On the surface, the question raised by six (at last count) retired generals of whether Secretary of Defense Donald Rumsfeld should resign has an obvious answer: of course he should. He was a key man in the cabal that lied us into the war in Iraq, and he may have been the key man in losing that war. What happens to the COO of a major corporation who swindles his company into a risky deal, then blows the deal so the company faces bankruptcy? In today’s business world he probably pops his golden parachute and leaves with $100 million. But at least he does leave. So should Rumsfeld. Off with his head!
At that point, the picture grows murkier. Who replaces him? Almost certainly, someone no different. He is, after all, the COO, and this company’s problem is that it has a dunce for a CEO. Far from learning any lessons from the previous failed venture, he wants to repeat it, this time in Iran. A fish rots from the head, as the old Russian saying goes, and until this head falls the rot will spread. Where is the Queen of Hearts when we really need her?
Then there is the question of why so many generals (not all of them retired) want Rummy gone. That varies general to general, but when Rumsfeld’s defenders argue that some of his critics are dinosaurs who resent “Transformation” because it disrupts business as usual, they have a point. As anyone who has dealt with the higher ranks of the U.S. military knows, they put the La Brea tar pits in the shade as a dinosaur graveyard. As wedded to old ways of doing things Second Generation war to be specific as any other group of senior Gosplan apparatchiki, they hate any hint of change. Years ago, when an unconventional Air Force chief of staff had me give my “Fourth Generation of Modern War” talk to the Air Force’s “Corona” gathering of three- and four-stars, I felt like Milton Friedman speaking to the Brezhnev Politburo.
But here too the story is not so simple. While Rumsfeldian “Transformation” represents change, it represents change in the wrong direction. Instead of attempting to move from the Second Generation to the Third (much less the Fourth), Transformation retains the Second Generation’s conception of war as putting firepower on targets while trying to replace people with technology. Its summa is the Death Star, where men and women in spiffy uniforms sit in air-conditioned comfort zapping enemies like bugs. It is a vision of future war that appeals to technocrats and lines industry pockets, but has no connection to reality. The combination of this vision of war with an equally unrealistic vision of strategic objectives has given us the defeat in Iraq. Again, Rumsfeld lies at the heart of both. But, again, his removal and replacement contain no promise of improvement in either.

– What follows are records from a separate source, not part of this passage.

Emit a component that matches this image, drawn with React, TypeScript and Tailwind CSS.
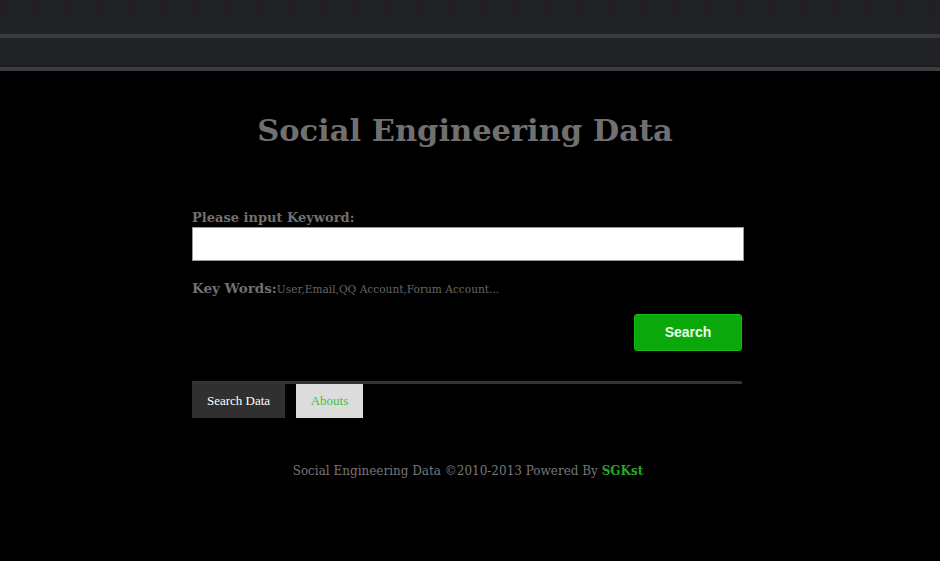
const App = () => {
  return (
    <div className="min-h-[561px] bg-black font-['DejaVu_Serif',serif] text-[#777]">
      {/* top bar */}
      <div className="bg-[#212226]">
        <div className="h-[16px] bg-[repeating-linear-gradient(90deg,#211f24_0px,#211f24_8px,#1f2326_8px,#1f2326_32px)]" />
        <div className="h-[18px]" />
        <div className="h-[4px] bg-[#3a3b3e]" />
        <div className="h-[27px]" />
        <div className="h-[2px] bg-[#1c1d20]" />
        <div className="h-[4px] bg-[#3b3c3f]" />
      </div>

      <div className="mx-auto w-[556px] pr-[4px] pt-[37px]">
        <h1 className="pr-[6px] text-center text-[30.5px] font-bold leading-[44px] text-[#707070]">
          Social Engineering Data
        </h1>

        <div className="mt-[57px]">
          <label className="block text-[13px] font-bold leading-[18px] text-[#707070]">
            Please input Keyword:
          </label>
          <input
            type="text"
            className="block h-[34px] w-full border border-[#999] bg-white outline-none"
          />
          <p className="mt-[17px] leading-[20px]">
            <span className="text-[13.5px] font-bold text-[#707070]">Key Words:</span>
            <span className="text-[10.6px] text-[#666]">
              User,Email,QQ Account,Forum Account...
            </span>
          </p>
        </div>

        <div className="mt-[15px] flex justify-end pr-[2px]">
          <button className="h-[37px] w-[108px] rounded-[3px] border border-[#15b815] bg-[#0aa80a] font-['Liberation_Sans',sans-serif] text-[14px] font-bold text-[#e8ffe8]">
            Search
          </button>
        </div>

        <div className="mt-[30px] mr-[2px] h-[3px] bg-[#333]" />
        <div className="flex gap-[11px] font-['Liberation_Serif',serif]">
          <div className="flex h-[34px] w-[93px] items-center justify-center bg-[#303030] text-[13px] text-white">
            Search Data
          </div>
          <div className="flex h-[34px] w-[67px] items-center justify-center bg-[#dcdcdc] text-[13px] text-[#3fc33f]">
            Abouts
          </div>
        </div>

        <p className="mt-[44px] text-center text-[12px] text-[#777]">
          Social Engineering Data ©2010-2013 Powered By{" "}
          <span className="font-bold text-[#2aa52a]">SGKst</span>
        </p>
      </div>
    </div>
  );
};

export default App;
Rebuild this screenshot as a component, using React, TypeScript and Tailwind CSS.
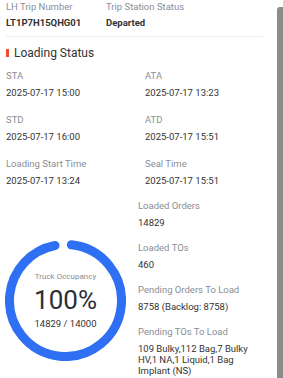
const timeRows = [
  [
    { label: "STA", value: "2025-07-17 15:00" },
    { label: "ATA", value: "2025-07-17 13:23" },
  ],
  [
    { label: "STD", value: "2025-07-17 16:00" },
    { label: "ATD", value: "2025-07-17 15:51" },
  ],
  [
    { label: "Loading Start Time", value: "2025-07-17 13:24" },
    { label: "Seal Time", value: "2025-07-17 15:51" },
  ],
];

const loadStats = [
  { label: "Loaded Orders", value: "14829" },
  { label: "Loaded TOs", value: "460" },
  { label: "Pending Orders To Load", value: "8758 (Backlog: 8758)" },
  {
    label: "Pending TOs To Load",
    value: "109 Bulky,112 Bag,7 Bulky HV,1 NA,1 Liquid,1 Bag Implant (NS)",
  },
];

const Field = ({ label, value }: { label: string; value: string }) => (
  <div>
    <p className="text-[9.5px] leading-[12px] text-[#8a8e96]">{label}</p>
    <p className="mt-[5px] text-[9.5px] leading-[12px] text-[#333]">{value}</p>
  </div>
);

const OccupancyRing = () => {
  const size = 121;
  const stroke = 9;
  const r = (size - stroke) / 2;
  const c = 2 * Math.PI * r;
  const dash = c - 17;

  return (
    <div className="relative h-[121px] w-[121px]">
      <svg width={size} height={size} className="absolute inset-0">
        <circle
          cx={size / 2}
          cy={size / 2}
          r={r}
          fill="none"
          stroke="#2f6ff4"
          strokeWidth={stroke}
          strokeLinecap="round"
          strokeDasharray={`${dash} ${c}`}
          transform={`rotate(-84 ${size / 2} ${size / 2})`}
        />
      </svg>
      <div className="relative flex h-full flex-col items-center justify-center">
        <span className="text-[8px] leading-[10px] text-[#8a8e96]">Truck Occupancy</span>
        <span className="mt-[3px] text-[26px] leading-[30px] text-[#2b2f36]">100%</span>
        <span className="mt-[3px] text-[9.5px] leading-[12px] text-[#333]">14829 / 14000</span>
      </div>
    </div>
  );
};

export default function App() {
  return (
    <div className="flex h-[378px] w-[283px] overflow-hidden bg-white font-['Roboto',sans-serif]">
      <div className="flex-1 pl-[6px] pr-[14px]">
        <div className="flex pt-px">
          <div className="w-[100px]">
            <p className="text-[9.5px] leading-[12px] text-[#8a8e96]">LH Trip Number</p>
            <p className="mt-[4px] text-[9.5px] font-bold leading-[12px] text-[#333]">LT1P7H15QHG01</p>
          </div>
          <div>
            <p className="text-[9.5px] leading-[12px] text-[#8a8e96]">Trip Station Status</p>
            <p className="mt-[4px] text-[9.5px] font-bold leading-[12px] text-[#333]">Departed</p>
          </div>
        </div>

        <div className="mt-[7px] h-px bg-[#ebebeb]" />

        <div className="mt-[9px] flex items-center gap-[5px]">
          <span className="h-[8px] w-[3px] bg-[#ee4d2d]" />
          <h2 className="text-[12px] leading-[14px] text-[#333]">Loading Status</h2>
        </div>

        <div className="mt-[10px] flex flex-col gap-[15px]">
          {timeRows.map((row, i) => (
            <div key={i} className="grid grid-cols-[139px_1fr]">
              {row.map((f) => (
                <Field key={f.label} label={f.label} value={f.value} />
              ))}
            </div>
          ))}
        </div>

        <div className="mt-[13px] flex">
          <div className="-ml-px w-[133px] pt-[40px]">
            <OccupancyRing />
          </div>
          <div className="flex flex-1 flex-col gap-[14.5px]">
            {loadStats.map((s) => (
              <div key={s.label}>
                <p className="text-[9.5px] leading-[12px] text-[#8a8e96]">{s.label}</p>
                <p className="mt-[4.5px] text-[9.5px] leading-[11px] text-[#333]">{s.value}</p>
              </div>
            ))}
          </div>
        </div>
      </div>
      <div className="mt-[7px] w-[6px] rounded-tl-[3px] bg-[#8c8c8c]" />
    </div>
  );
}
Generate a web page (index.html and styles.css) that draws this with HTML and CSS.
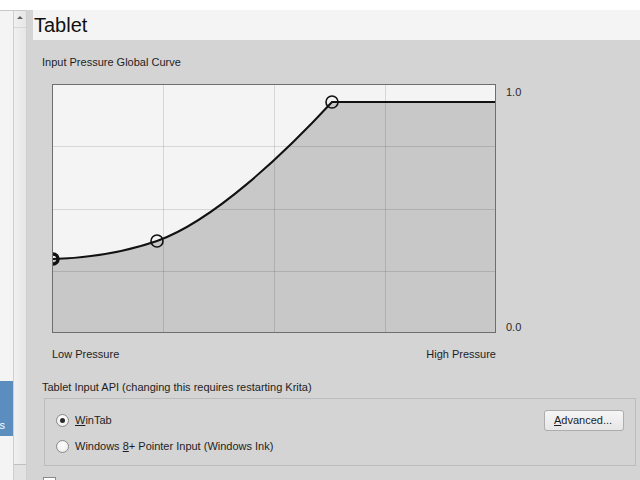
FILE: index.html
```html
<!DOCTYPE html>
<html>
<head>
<meta charset="utf-8">
<link rel="stylesheet" href="styles.css">
</head>
<body>
<div class="topstrip"></div>
<div class="app">
  <div class="sidebar">
    <div class="list">
      <div class="list-item-sel"><span class="sel-text">Tablet Settings</span></div>
    </div>
    <div class="scrollbar">
      <div class="sb-up"><span class="tri-up"></span></div>
      <div class="sb-track"></div>
      <div class="sb-down"></div>
    </div>
    <div class="gap"></div>
  </div>
  <div class="main">
    <div class="header">Tablet</div>
    <div class="content">
      <div class="label">Input Pressure Global Curve</div>
      <div class="curve-row">
        <div class="graph">
          <svg width="442" height="247" viewBox="0 0 442 247">
            <rect x="0" y="0" width="442" height="247" fill="#f4f4f4"/>
            <path d="M0,174 C40,173 72,167 104,156 C160,136 230,70 279,17 L442,17 L442,247 L0,247 Z" fill="#c8c8c8"/>
            <g stroke="rgba(0,0,0,0.12)" stroke-width="1">
              <line x1="110.5" y1="0" x2="110.5" y2="247"/>
              <line x1="221.5" y1="0" x2="221.5" y2="247"/>
              <line x1="332.5" y1="0" x2="332.5" y2="247"/>
              <line x1="0" y1="61.5" x2="442" y2="61.5"/>
              <line x1="0" y1="124.5" x2="442" y2="124.5"/>
              <line x1="0" y1="186.5" x2="442" y2="186.5"/>
            </g>
            <path d="M0,174 C40,173 72,167 104,156 C160,136 230,70 279,17 L442,17" fill="none" stroke="#111" stroke-width="2"/>
            <circle cx="0" cy="174" r="5" fill="none" stroke="#111" stroke-width="3.5"/>
            <circle cx="104" cy="156" r="6" fill="none" stroke="#111" stroke-width="1.6"/>
            <circle cx="279" cy="17" r="6" fill="none" stroke="#111" stroke-width="1.6"/>
          </svg>
        </div>
        <div class="axis">
          <span>1.0</span>
          <span>0.0</span>
        </div>
      </div>
      <div class="pressure-row">
        <span>Low Pressure</span>
        <span>High Pressure</span>
      </div>
      <div class="label api-label">Tablet Input API (changing this requires restarting Krita)</div>
      <div class="groupbox">
        <div class="gb-row">
          <label class="radio"><span class="radio-dot checked"></span><span><u>W</u>inTab</span></label>
          <button class="btn"><u>A</u>dvanced...</button>
        </div>
        <div class="gb-row">
          <label class="radio"><span class="radio-dot"></span><span>Windows <u>8</u>+ Pointer Input (Windows Ink)</span></label>
        </div>
      </div>
      <div class="check-row">
        <span class="checkbox"></span>
        <span>Use mouse events for right- and middle-clicks (workaround for convertibles, changing requires restart)</span>
      </div>
    </div>
  </div>
</div>
</body>
</html>
```
FILE: styles.css
```css
html, body {
  margin: 0;
  padding: 0;
  width: 640px;
  height: 480px;
  overflow: hidden;
  background: #ffffff;
  font-family: "Liberation Sans", Arial, sans-serif;
  font-size: 11px;
  color: #1e1e1e;
}
.topstrip {
  height: 10px;
  background: #ffffff;
}
.app {
  display: flex;
  height: 470px;
}
.sidebar {
  display: flex;
  width: 33px;
  flex: none;
}
.list {
  width: 13px;
  background: #f4f4f4;
  border-top: 1px solid #c8c8c8;
  box-sizing: border-box;
  overflow: hidden;
}
.list-item-sel {
  margin-top: 370px;
  height: 55px;
  background: #5b8dbe;
  color: #ffffff;
  line-height: 14px;
  display: flex;
  align-items: flex-end;
  justify-content: flex-end;
  padding-bottom: 4px;
  box-sizing: border-box;
  overflow: hidden;
  white-space: nowrap;
}
.sel-text {
  margin-right: 8px;
}
.scrollbar {
  width: 14px;
  box-sizing: border-box;
  border-left: 1px solid #cfcfcf;
  border-right: 1px solid #cfcfcf;
  background: linear-gradient(to right, #f0f0f0, #e6e6e6);
  display: flex;
  flex-direction: column;
}
.sb-up {
  height: 16px;
  border-top: 1px solid #c8c8c8;
  border-bottom: 1px solid #d6d6d6;
  display: flex;
  align-items: center;
  justify-content: center;
}
.tri-up {
  width: 0;
  height: 0;
  border-left: 3px solid transparent;
  border-right: 3px solid transparent;
  border-bottom: 3px solid #606060;
  margin-top: -4px;
}
.sb-track {
  flex: 1;
}
.sb-down {
  height: 15px;
  border-top: 1px solid #c0c0c0;
  background: #e2e2e2;
}
.gap {
  width: 6px;
  background: #d4d4d4;
}
.main {
  flex: 1;
  display: flex;
  flex-direction: column;
  min-width: 0;
}
.header {
  height: 30px;
  background: #f4f4f4;
  font-size: 20px;
  line-height: 30px;
  padding-left: 1px;
  color: #111;
}
.content {
  flex: 1;
  background: #d4d4d4;
  padding: 14px 4px 0 9px;
  display: flex;
  flex-direction: column;
  min-height: 0;
}
.label {
  line-height: 16px;
  height: 16px;
  white-space: nowrap;
}
.curve-row {
  display: flex;
  margin-top: 14px;
  margin-left: 10px;
}
.graph {
  width: 442px;
  height: 247px;
  border: 1px solid #6e6e6e;
}
.graph svg {
  display: block;
}
.axis {
  margin-left: 10px;
  display: flex;
  flex-direction: column;
  justify-content: space-between;
  line-height: 16px;
  color: #2a2a2a;
  margin-bottom: -2px;
}
.pressure-row {
  width: 444px;
  margin-left: 10px;
  margin-top: 13px;
  display: flex;
  justify-content: space-between;
  line-height: 16px;
}
.api-label {
  margin-top: 17px;
}
.groupbox {
  margin-top: 3px;
  margin-left: 2px;
  height: 68px;
  flex: none;
  box-sizing: border-box;
  border: 1px solid #bcbcbc;
  padding: 13px 11px 0 11px;
  display: flex;
  flex-direction: column;
  gap: 10px;
}
.gb-row {
  height: 16px;
  display: flex;
  align-items: center;
  justify-content: space-between;
}
.radio {
  display: flex;
  align-items: center;
  gap: 6px;
  line-height: 16px;
  white-space: nowrap;
}
.radio-dot {
  width: 13px;
  height: 13px;
  box-sizing: border-box;
  border-radius: 50%;
  border: 1px solid #8a8a8a;
  background: radial-gradient(circle at 50% 40%, #ffffff, #e8e8e8);
  display: flex;
  align-items: center;
  justify-content: center;
}
.radio-dot.checked::after {
  content: "";
  width: 5px;
  height: 5px;
  border-radius: 50%;
  background: #2a2a2a;
}
.btn {
  width: 80px;
  height: 21px;
  box-sizing: border-box;
  border: 1px solid #adadad;
  border-radius: 3px;
  background: linear-gradient(#f6f6f6, #e6e6e6);
  font-family: inherit;
  font-size: 11px;
  color: #1e1e1e;
  padding: 0 0 0 9px;
  text-align: left;
  line-height: 19px;
}
.check-row {
  margin-top: 10px;
  display: flex;
  align-items: flex-start;
  gap: 6px;
  white-space: nowrap;
  line-height: 16px;
  margin-left: 1px;
  flex: none;
}
.checkbox {
  width: 13px;
  height: 13px;
  box-sizing: border-box;
  border: 1px solid #8a8a8a;
  background: #ffffff;
  flex: none;
  margin-top: 1px;
}
```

At least one of Rumsfeld’s retired general critics, Greg Newbold, understands all this. I’ve known and respected Greg since he was a captain teaching at The Basic School, and many of us hoped he would be commandant some day, the first commandant since Al Gray who would try to move the Marine Corps beyond Second Generation war (in more than its doctrine manuals).
But the Imperial Court gets what is wants, and what it wants are not generals like Greg Newbold. It wants senior “leaders” who are, above all, compliant, and it finds no shortage of candidates. They may growl about Rumsfeld in private, but in public they bow and scrape, not only to the SecDef and the catastrophic policies of a failed presidency, but even more to “high tech” and its magical ability to expand defense budgets. At some point they will make a break, because the military does not want to wear the albatross of (two) lost wars. But not until they have extracted the uttermost farthing.
The play is titled, No Exit. Unless, unless Rumsfeld’s head should not be the only one to roll.